Then, last month, Heilwagen got a phone call.

“[He] wanted to know if I’d ever served in France during World War II. I said, ‘Yeah’ and he said, ‘Did you ever lose a billfold?’ I said, ‘Yeah, I sure did.’ It just kind of shocked me,” Heilwagen remembered.

“I didn’t even know that he lost his wallet, so he calls and says that this man that he doesn’t know calls and says he found his wallet from the service some 60 years later,” added granddaughter Kayla Sudbrock.

“And then he went on to tell me that his father was a World War II veteran and he found the wallet but he didn’t know where I was to return it,” said Heilwagen. “So he took it home with him and stuck it in a drawer some place where it’s been for 62 years.”

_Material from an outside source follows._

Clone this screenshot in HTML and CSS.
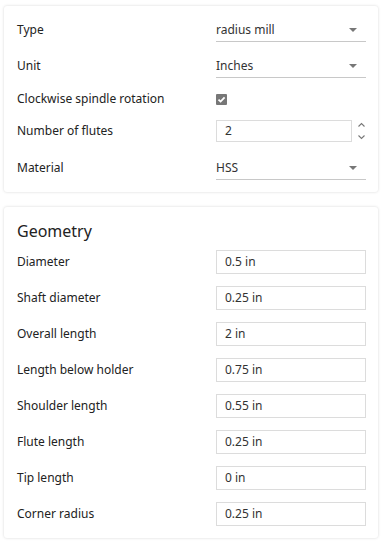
FILE: index.html
```html
<!doctype html>
<html lang="en">
  <head>
    <meta charset="UTF-8" />
    <meta name="viewport" content="width=device-width, initial-scale=1.0" />
    <title>Tool Properties</title>
    <link rel="stylesheet" href="styles.css">
  </head>
  <body>
    <div class="card">
      <div class="row row-select">
        <span class="label">Type</span>
        <div class="select"><span>radius mill</span><i class="caret"></i></div>
      </div>
      <div class="row row-select">
        <span class="label">Unit</span>
        <div class="select"><span>Inches</span><i class="caret"></i></div>
      </div>
      <div class="row row-check">
        <span class="label">Clockwise spindle rotation</span>
        <div class="control">
          <span class="checkbox">
            <svg width="11" height="11" viewBox="0 0 11 11"><path d="M2.5 5.6 L4.6 7.6 L8.6 3.4" fill="none" stroke="#fff" stroke-width="1.8"/></svg>
          </span>
        </div>
      </div>
      <div class="row row-number">
        <span class="label">Number of flutes</span>
        <div class="number">
          <div class="field">2</div>
          <svg class="spin" width="9" height="20" viewBox="0 0 9 20"><path d="M1.5 5.5 L4.5 2.5 L7.5 5.5 M1.5 14.5 L4.5 17.5 L7.5 14.5" fill="none" stroke="#777" stroke-width="1.1"/></svg>
        </div>
      </div>
      <div class="row row-select last">
        <span class="label">Material</span>
        <div class="select"><span>HSS</span><i class="caret"></i></div>
      </div>
    </div>

    <div class="card">
      <h2>Geometry</h2>
      <div class="row"><span class="label">Diameter</span><div class="field">0.5 in</div></div>
      <div class="row"><span class="label">Shaft diameter</span><div class="field">0.25 in</div></div>
      <div class="row"><span class="label">Overall length</span><div class="field">2 in</div></div>
      <div class="row"><span class="label">Length below holder</span><div class="field">0.75 in</div></div>
      <div class="row"><span class="label">Shoulder length</span><div class="field">0.55 in</div></div>
      <div class="row"><span class="label">Flute length</span><div class="field">0.25 in</div></div>
      <div class="row"><span class="label">Tip length</span><div class="field">0 in</div></div>
      <div class="row"><span class="label">Corner radius</span><div class="field">0.25 in</div></div>
    </div>
  </body>
</html>
```

FILE: styles.css
```css
body {
  margin: 0;
  padding: 6px 7px 6px 4px;
  background-color: #fff;
  font-family: "Noto Sans", sans-serif;
  font-size: 12px;
  color: #222;
}

.card {
  background-color: #fff;
  border-radius: 3px;
  box-shadow: 0 0 3px rgba(0, 0, 0, 0.16);
  padding: 12px 12px 12px 13px;
  margin-bottom: 15px;
  display: flex;
  flex-direction: column;
  gap: 12px;
}

h2 {
  margin: 0 0 -5px;
  font-size: 16px;
  font-weight: normal;
  line-height: 24px;
  color: #222;
}

.row {
  display: grid;
  grid-template-columns: 199px 150px;
  align-items: center;
  height: 24px;
  line-height: 16px;
}

.row-check {
  height: 18px;
}

.row-number {
  height: 22px;
}

.row-select.last {
  margin-top: 2px;
}

.select {
  height: 24px;
  display: flex;
  align-items: center;
  justify-content: space-between;
  border-bottom: 1px solid #c8c8c8;
  box-sizing: border-box;
  color: #333;
  padding-right: 9px;
}

.caret {
  width: 0;
  height: 0;
  border-left: 4.5px solid transparent;
  border-right: 4.5px solid transparent;
  border-top: 4.5px solid #777;
}

.field {
  height: 24px;
  box-sizing: border-box;
  border: 1px solid #dcdcdc;
  padding: 0 8px;
  display: flex;
  align-items: center;
  color: #333;
}

.number {
  display: flex;
  align-items: center;
  gap: 5px;
}

.number .field {
  width: 136px;
  height: 22px;
}

.checkbox {
  width: 11px;
  height: 11px;
  background-color: #777;
  border-radius: 1px;
  display: flex;
}
```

Steve Breitenstein of Illinois used the Internet to locate Heilwagen in Mexico. Decades after he lost it on the battlefield, the wallet arrived at Heilwagen’s house in mint condition, with his original Social Security card, his money and memories still intact.

The fact that he got his wallet back after six decades is amazing, but so is the timing because the Illinois man found it on Nov. 11.

“Finding it on that day is so ironic,” said Sudbrock, “that he found his wallet from the service on Veterans’ Day.”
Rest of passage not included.